At the next pit stop, we bought cowboy hats and giant American flags specially made to hang in our car windows, wondering what company could have possibly come out with and distributed all these stick-on flags so fast. They were the latest in cross-country chic, an accoutrement found in every gas station you came to. Well, what was more American than that? We merged back onto the highway. With scarcely a foot left, a great big caddy lumbered across our lane, cutting us off entirely. I slammed on the brakes and slid into the gravel, in no mood for highway terrorism. I chased the offenders down, screaming and honking at them, the little Gallant puttering along. Marissa had all her middle fingers out the window. Undaunted, the senior citizens fought back, cutting across our lane and then braking. I almost flew into them but managed to stop the car in time. Furious, we sped up to them and hurled empty McDonald’s soda cups, Red Bull cans, and soon, our wet panties at their car. The panties stuck on their front windshield. The elders were forced to pull over to pick them off. We cruised by them shouting obscenities and they shook their fists at us.

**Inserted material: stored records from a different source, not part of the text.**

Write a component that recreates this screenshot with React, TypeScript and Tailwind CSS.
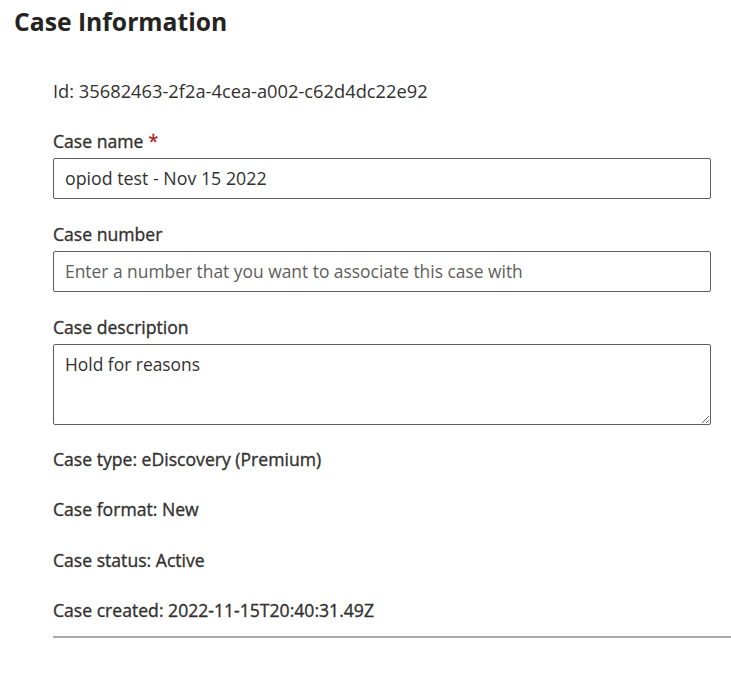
import React from "react";

const font = { fontFamily: '"Open Sans", "Noto Sans", sans-serif' };

function Label({ children, required }: { children: React.ReactNode; required?: boolean }) {
  return (
    <div className="text-[17.6px] leading-[24px] text-[#323130] [-webkit-text-stroke:0.35px_#323130]">
      {children}
      {required && <span className="text-[#a4262c] ml-[5px] [-webkit-text-stroke:0.35px_#a4262c]">*</span>}
    </div>
  );
}

export default function App() {
  return (
    <div className="bg-white w-[731px] h-[691px] text-[#323130]" style={font}>
      <h1 className="pl-[14px] pt-[6px] text-[24.7px] leading-[32px] font-bold text-[#252423]">Case Information</h1>
      <div className="ml-[53px] w-[658px] flex flex-col">
        <div className="mt-[41px] text-[18.3px] leading-[24px]">Id: 35682463-2f2a-4cea-a002-c62d4dc22e92</div>

        <div className="mt-[26px]">
          <Label required>Case name</Label>
        </div>
        <div className="mt-[5px] h-[41px] border-[1.5px] border-[#605e5c] rounded-[2px] flex items-center px-[11px] text-[17.8px] text-[#323130]">
          opiod test - Nov 15 2022
        </div>

        <div className="mt-[23px]">
          <Label>Case number</Label>
        </div>
        <div className="mt-[5px] h-[41px] border-[1.5px] border-[#605e5c] rounded-[2px] flex items-center px-[11px] text-[17.4px] text-[#605e5c]">
          Enter a number that you want to associate this case with
        </div>

        <div className="mt-[23px]">
          <Label>Case description</Label>
        </div>
        <textarea
          readOnly
          value="Hold for reasons"
          className="mt-[5px] h-[81px] border-[1.5px] border-[#605e5c] rounded-[2px] px-[11px] pt-[7px] text-[17.4px] leading-[24px] text-[#323130] resize-y outline-none"
          style={font}
        />

        <div className="mt-[22px]"><Label>Case type: eDiscovery (Premium)</Label></div>
        <div className="mt-[26px]"><Label>Case format: New</Label></div>
        <div className="mt-[27px]"><Label>Case status: Active</Label></div>
        <div className="mt-[26px]"><Label>Case created: 2022-11-15T20:40:31.49Z</Label></div>
      </div>
      <div className="mt-[14px] ml-[53px] h-[2px] bg-[#a8a8a8]" />
    </div>
  );
}
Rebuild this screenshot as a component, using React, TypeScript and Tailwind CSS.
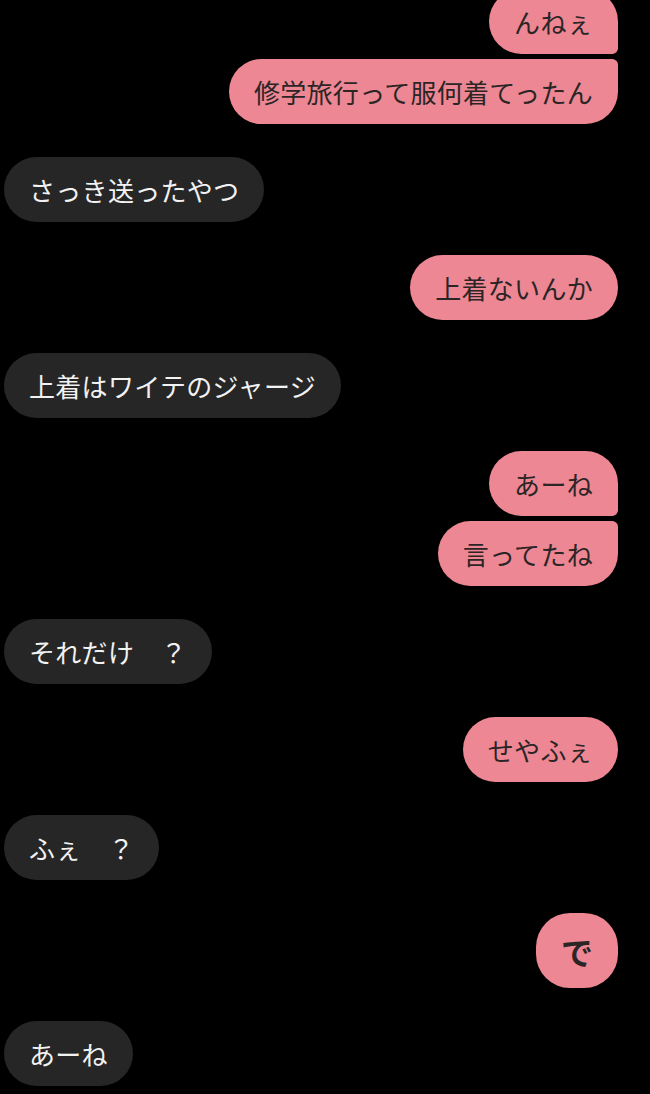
import React from "react";

type Msg = {
  text: string;
  me: boolean;
  corner?: "tr" | "br";
  big?: boolean;
  gap?: "group" | "new";
};

const messages: Msg[] = [
  { text: "んねぇ", me: true, corner: "br" },
  { text: "修学旅行って服何着てったん", me: true, corner: "tr", gap: "group" },
  { text: "さっき送ったやつ", me: false },
  { text: "上着ないんか", me: true },
  { text: "上着はワイテのジャージ", me: false },
  { text: "あーね", me: true, corner: "br" },
  { text: "言ってたね", me: true, corner: "tr", gap: "group" },
  { text: "それだけ　？", me: false },
  { text: "せやふぇ", me: true },
  { text: "ふぇ　？", me: false },
  { text: "で", me: true, big: true },
  { text: "あーね", me: false },
];

const Bubble = ({ m, first }: { m: Msg; first: boolean }) => {
  const cornerCls =
    m.corner === "br" ? "rounded-br-[6px]" : m.corner === "tr" ? "rounded-tr-[6px]" : "";
  const colorCls = m.me ? "bg-[#ee8794] text-[#2b2526]" : "bg-[#262626] text-[#f2f2f2]";
  const sizeCls = m.big
    ? "h-[75px] px-[25px] text-[32px] font-bold"
    : "h-[65px] px-[25px] text-[26px] tracking-[0.3px]";
  const gapCls = first ? "-mt-[11px]" : m.gap === "group" ? "mt-[5px]" : "mt-[33px]";
  return (
    <div className={`flex ${m.me ? "justify-end pr-[32px]" : "justify-start pl-[4px]"} ${gapCls}`}>
      <div
        className={`flex items-center rounded-[34px] whitespace-nowrap leading-none ${colorCls} ${sizeCls} ${cornerCls}`}
      >
        {m.text}
      </div>
    </div>
  );
};

export default function App() {
  return (
    <div
      className="w-[650px] h-[1094px] overflow-hidden bg-black"
      style={{ fontFamily: '"Noto Sans CJK JP", "Noto Sans", sans-serif' }}
    >
      {messages.map((m, i) => (
        <Bubble key={i} m={m} first={i === 0} />
      ))}
    </div>
  );
}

Maybe you’re appalled by our behavior. Maybe we are too. But it was like punching the wall when you were a teen-ager. Or like the little earthquakes we have along the San Andreas. We burned off steam across the middle states. In St. Louis, we found scores of other West Coasters who had driven halfway home- Seattlans, Portlanders, San Diegoans. All of us leery of those jets on the tarmac. There were about fifteen of us in the entire airport, and about three other people on our plane. The jets roared to life.

No cracks. No booms.

We were the lucky ones. Our world was ripped apart the night after Michael Jackson reminded us what a thriller he could be. Maybe 9/11 made us want to be starting something. Or to tell them once and for all to beat it. But we don’t want to stoop to their level by becoming smooth criminals. We can start by looking at that person in the mirror. I love you.